Risks and Considerations

  • Economic Uncertainty: The company’s revenue guidance assumes resilience in enterprise IT spending, which could falter in a downturn.
  • Dependence on Legacy Systems: NetScout’s core business remains tied to managed services and legacy network monitoring, which face competition from cloud-native alternatives.
  • GAAP Metrics: Persistent goodwill impairments and operating losses under GAAP could deter conservative investors.

Conclusion: A Steady Hand in a Turbulent Sector

NetScout’s financial performance and leadership transition suggest a company navigating challenges with a clear-eyed focus on its core strengths. The $33.1 million backlog, improved non-GAAP margins, and strategic investments in AI-driven cybersecurity position it to capitalize on rising threat levels. However, its GAAP results and dependency on large enterprise contracts introduce caution.
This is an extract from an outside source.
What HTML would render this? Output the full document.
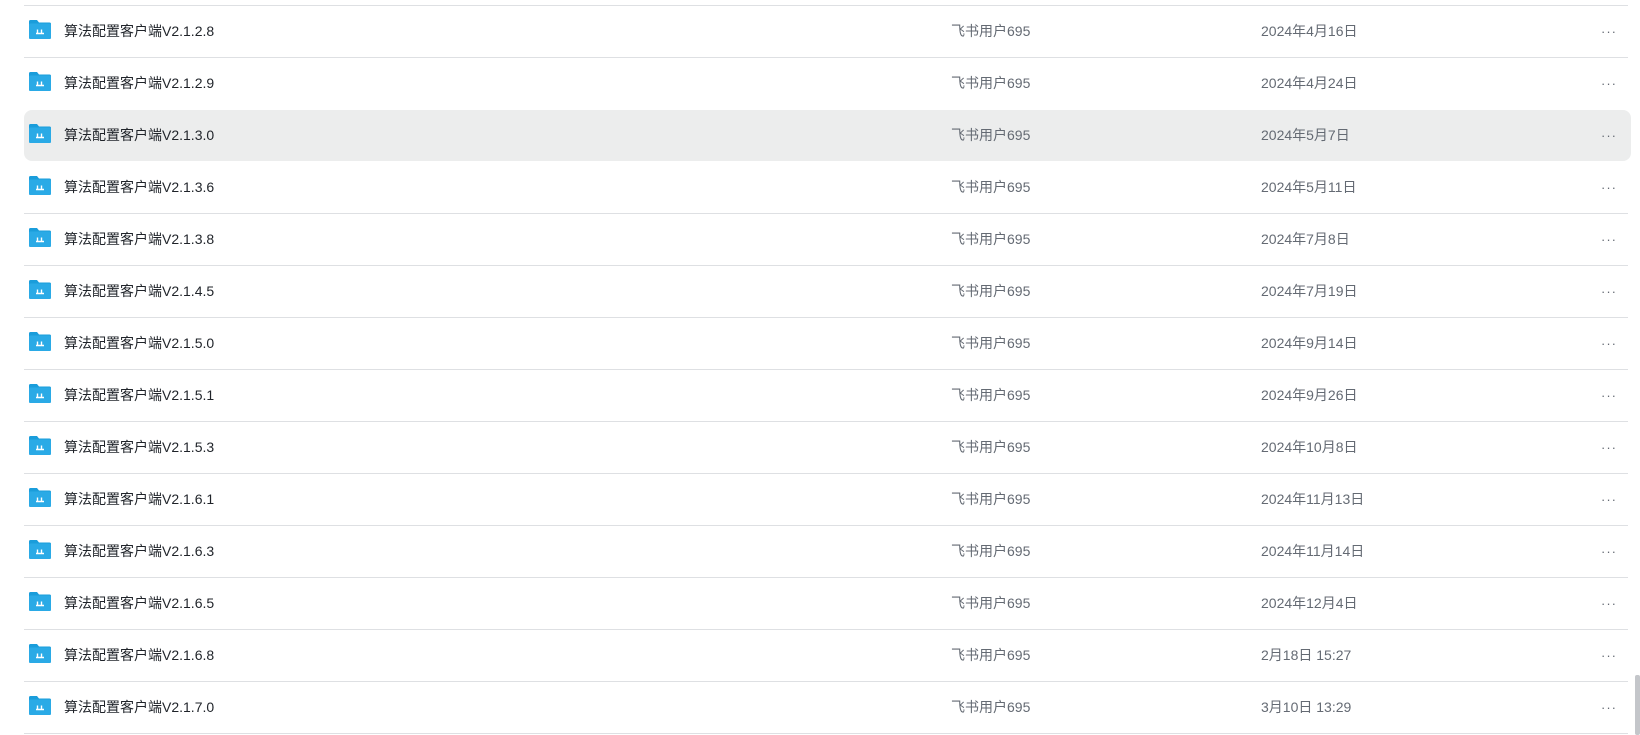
<!DOCTYPE html>
<html><head><meta charset="utf-8"><style>
body{margin:0;width:1640px;height:735px;background:#fff;position:relative;overflow:hidden;font-family:"Liberation Sans","Noto Sans CJK SC",sans-serif;font-size:14px}
.r{position:absolute;left:24px;width:1607px;height:51px}
.r.h{background:#eceded;border-radius:8px}
.line{position:absolute;left:24px;width:1604px;height:1px;background:#dee0e3}
.ic{position:absolute;left:5px;top:14px}
.n,.o,.d{position:absolute;top:15px;line-height:20px}
.n{left:40px;color:#1f2329}
.o{left:927px;color:#646a73}
.d{left:1237px;color:#646a73}
.m{position:absolute;left:1577px;top:18px;color:#646a73;letter-spacing:1px;font-size:13px}
.sb{position:absolute;left:1635px;top:675px;width:5px;height:60px;background:#c4c6ca;border-radius:2px}
</style></head><body>
<div id="c"></div>
<div class="sb"></div>
<script>
var d=[["2.1.2.8","2024年4月16日"],["2.1.2.9","2024年4月24日"],["2.1.3.0","2024年5月7日"],["2.1.3.6","2024年5月11日"],["2.1.3.8","2024年7月8日"],["2.1.4.5","2024年7月19日"],["2.1.5.0","2024年9月14日"],["2.1.5.1","2024年9月26日"],["2.1.5.3","2024年10月8日"],["2.1.6.1","2024年11月13日"],["2.1.6.3","2024年11月14日"],["2.1.6.5","2024年12月4日"],["2.1.6.8","2月18日 15:27"],["2.1.7.0","3月10日 13:29"]];
var ic='<svg class="ic" width="22" height="19" viewBox="0 0 22 19"><path d="M0 1.5Q0 0 1.5 0H8l2 2.5H20.5Q22 2.5 22 4V17.5Q22 19 20.5 19H1.5Q0 19 0 17.5Z" fill="#1a9ddb"/><rect x="0" y="3.5" width="22" height="15.5" rx="1.5" fill="#2aaae6"/><path d="M7 13.5h8M8.5 13.5v-4M12.5 13.5v-4" stroke="#fff" stroke-width="1.4"/></svg>';
var h='';
for(var i=0;i<14;i++){var t=5+i*52;
if(i!=2&&i!=3)h+='<div class="line" style="top:'+t+'px"></div>';
h+='<div class="r'+(i==2?' h':'')+'" style="top:'+(t+1)+'px">'+ic+'<div class="n">算法配置客户端V'+d[i][0]+'</div><div class="o">飞书用户695</div><div class="d">'+d[i][1]+'</div><div class="m">···</div></div>';}
h+='<div class="line" style="top:733px"></div>';
document.getElementById('c').innerHTML=h;
</script>
</body></html>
Investors should weigh the company’s $492.5 million cash hoard and disciplined share repurchases—$25.3 million in FY2025—against the risks of a slowing economy and competitive pressures. If NetScout can sustain backlog growth and reduce goodwill-related volatility, its stock could outperform as cybersecurity spending accelerates. The transition to Munshi and Piazza’s leadership, supported by their predecessors’ guidance, may prove pivotal in this journey.

In a sector where innovation and stability are both critical, NetScout’s path forward hinges on executing its cybersecurity strategy while maintaining financial discipline—a balancing act that will define its value for years to come.